山旅追想―後方羊蹄(しりべし)山(2004年夏)

大月 和彦

 蝦夷富士の別名がある後方羊蹄山へ。倶知安側の登山口はエゾマツとトドマツ林の中にあった。
 山歩きにいつも一緒の相棒と歩き出す。まず針葉樹林の遊歩道。樹の匂いなのか森の匂いなのかフィトンチッドなのか。さわやかな匂い。山に入ったと感じる。
 やがてミズナラやブナなどの広葉樹に変わり、石ころの多いフツーの山道になる。「羊蹄山リレーマラソン実行委員会」が建てた2合目の標識。近くに風穴があるという。
 単調な急登が始まる。踏み跡や雨水で浸食されて半地下状になった道が続く。山歩きの時にいつもの思うことだが、身体が馴れない歩き始めの1時間ぐらいはきつく苦しい。
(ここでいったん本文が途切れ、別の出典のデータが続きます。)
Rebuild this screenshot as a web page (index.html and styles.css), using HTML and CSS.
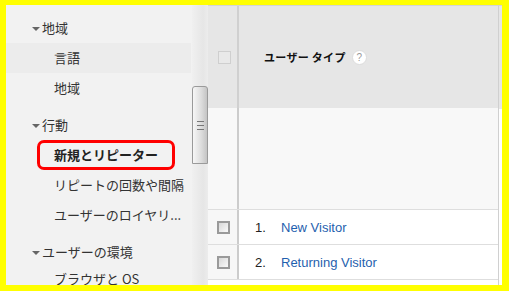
FILE: index.html
```html
<!DOCTYPE html>
<html lang="ja">
<head>
    <meta charset="UTF-8">
    <title>ユーザー タイプ</title>
    <link rel="stylesheet" href="styles.css">
</head>
<body>
<div class="frame">

    <!-- 左側メニュー -->
    <div class="sidebar">
        <div class="nav-head"><span class="caret"></span>地域</div>
        <div class="nav-item hover">言語</div>
        <div class="nav-item">地域</div>

        <div class="nav-head group"><span class="caret"></span>行動</div>
        <div class="nav-item active">新規とリピーター</div>
        <div class="nav-item">リピートの回数や間隔</div>
        <div class="nav-item">ユーザーのロイヤリ...</div>

        <div class="nav-head group"><span class="caret"></span>ユーザーの環境</div>
        <div class="nav-item last">ブラウザと OS</div>
    </div>

    <div class="scrollbar">
        <div class="thumb"><span class="grip"></span></div>
    </div>

    <!-- 表 -->
    <div class="report">
        <div class="table">
            <div class="row head">
                <div class="cell-check"><span class="box light"></span></div>
                <div class="cell-main">
                    <span class="col-title">ユーザー タイプ</span>
                    <span class="help">?</span>
                </div>
            </div>
            <div class="row empty">
                <div class="cell-check"></div>
                <div class="cell-main"></div>
            </div>
            <div class="row data">
                <div class="cell-check"><span class="box"></span></div>
                <div class="cell-main"><span class="num">1.</span><a href="#">New Visitor</a></div>
            </div>
            <div class="row data">
                <div class="cell-check"><span class="box"></span></div>
                <div class="cell-main"><span class="num">2.</span><a href="#">Returning Visitor</a></div>
            </div>
        </div>
        <div class="edge"></div>
    </div>

</div>
</body>
</html>
```

FILE: styles.css
```css
body { margin: 0; background: #ffff00; font-family: "Noto Sans CJK JP", sans-serif; }
.frame { display: flex; height: 280px; margin: 5px 7px 6px 6px; background: #fff; overflow: hidden; }

.sidebar { width: 186px; background: #f2f2f2; padding-top: 8px; font-size: 13px; color: #333; }
.nav-head, .nav-item { height: 30px; line-height: 30px; white-space: nowrap; }
.nav-head { padding-left: 26px; }
.nav-head.group { margin-top: 7px; }
.caret { display: inline-block; width: 0; height: 0; border-left: 4px solid transparent; border-right: 4px solid transparent; border-top: 4px solid #666; vertical-align: middle; margin-right: 2px; }
.nav-item { padding-left: 48px; }
.nav-item.hover { background: #ececec; margin-right: 1px; }
.nav-item.active { margin-left: 31px; width: 118px; height: 24px; line-height: 24px; padding-left: 14px; border: 3px solid #ff0000; border-radius: 7px; font-weight: bold; color: #222; }
.nav-item.last { margin-top: -3px; }

.scrollbar { width: 16px; background: linear-gradient(to right, #f0f0f0, #e6e6e6 70%, #ececec); }
.thumb { margin-top: 81px; height: 76px; border: 1px solid #9a9a9a; border-radius: 3px 3px 0 0; background: linear-gradient(to right, #f7f7f7, #dcdcdc 60%, #c4c4c4); display: flex; align-items: center; justify-content: center; }
.grip { width: 7px; height: 7px; border-top: 1px solid #777; border-bottom: 1px solid #777; background: linear-gradient(#777, #777) center / 7px 1px no-repeat; margin-top: 1px; }

.report { flex: 1; display: flex; }
.table { width: 290px; border-top: 1px solid #d4d4d4; border-right: 1px solid #d0d0d0; }
.row { display: flex; border-bottom: 1px solid #dedede; }
.cell-check { width: 29px; border-right: 2px solid #cccccc; display: flex; align-items: center; justify-content: center; }
.cell-main { flex: 1; display: flex; align-items: center; }

.head { height: 102px; background: #e6e6e6; border-bottom: none; }
.head .cell-check { border-right-color: #d0d0d0; }
.head .cell-main { padding-left: 25px; }
.col-title { font-size: 11px; font-weight: bold; color: #111; letter-spacing: 0.3px; }
.help { width: 15px; height: 15px; margin-left: 6px; border-radius: 50%; background: #fff; border: 1px solid #dcdcdc; box-sizing: border-box; font: 10px "Liberation Sans", sans-serif; color: #999; display: flex; align-items: center; justify-content: center; }

.empty { height: 101px; background: #f8f8f8; }
.data { height: 34px; }
.data .cell-check { background: #f7f7f7; }
.data .cell-main { background: #fff; padding-left: 16px; font: 13px "Liberation Sans", Arial, sans-serif; }
.num { width: 26px; color: #222; }
.data a { color: #1f5fae; text-decoration: none; }

.box { width: 13px; height: 13px; box-sizing: border-box; border: 2px solid #9a9a9a; background: linear-gradient(135deg, #d8d8d8, #fafafa); margin-left: 1px; }
.box.light { border: 1px solid #cfcfcf; background: #e9e9e9; margin-left: 3px; }

.edge { flex: 1; background: linear-gradient(#e6e6e6, #e6e6e6) top / 100% 103px no-repeat; border-top: 1px solid #d4d4d4; }
```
なぜこんな苦しことをするのか。いっそのこと腹痛にでもなればこの苦しみから逃れられるのに。相棒が急病などでギブアップと言ってくれるのが理想的なのだが…。

 5合目。振り返ると下方に緑の大地が広がり、倶知安の白っぽい市街地。真向かいには端正なコニーデ型のニセコアンヌプリが聳え、なだらかな裾野を広げている。山腹に見える幾つもの痘痕はスキー場。ホテルやロッジの群が白く光っている。引き返さないでよかった。
 樹林帯を抜けると火山礫の道になる。ブヨとヤブ蚊がしつっこくまとわりつく。黄色い花をつけた高山植物が多い。火山岩がごろごろ露出している。緑が鮮やかなハイマツ。ナナカマドの実はまだ青い。

 鈴の音が聞こえてきて、50歳ぐらいの男が追いつく。短パンでスキのない身支度。帽子の縁いっぱいに登った山のバッジを付け、腰にクマ除けの鈴と蚊取り線香をぶら下げている。
 ((短パン)―何時に登山口を出たの?  (当方)―4時半。
       ―僕は6時。どこに泊ったの?    ―比羅夫の駅舎民宿。
       ―いくらだった?          ―3食付きで5600円。
       ―:高いなあ。

 9合目辺からロープに沿って山頂に向かう。緩やかな斜面に紫と黄色い花が咲き乱れている。火口壁の縁に出る。山頂の中心部は大きく落ち込んだ火口で底の砂地が白く見える。御鉢巡りをしていくと小さな岩峰があり、最高地点を示す木柱が建っていた。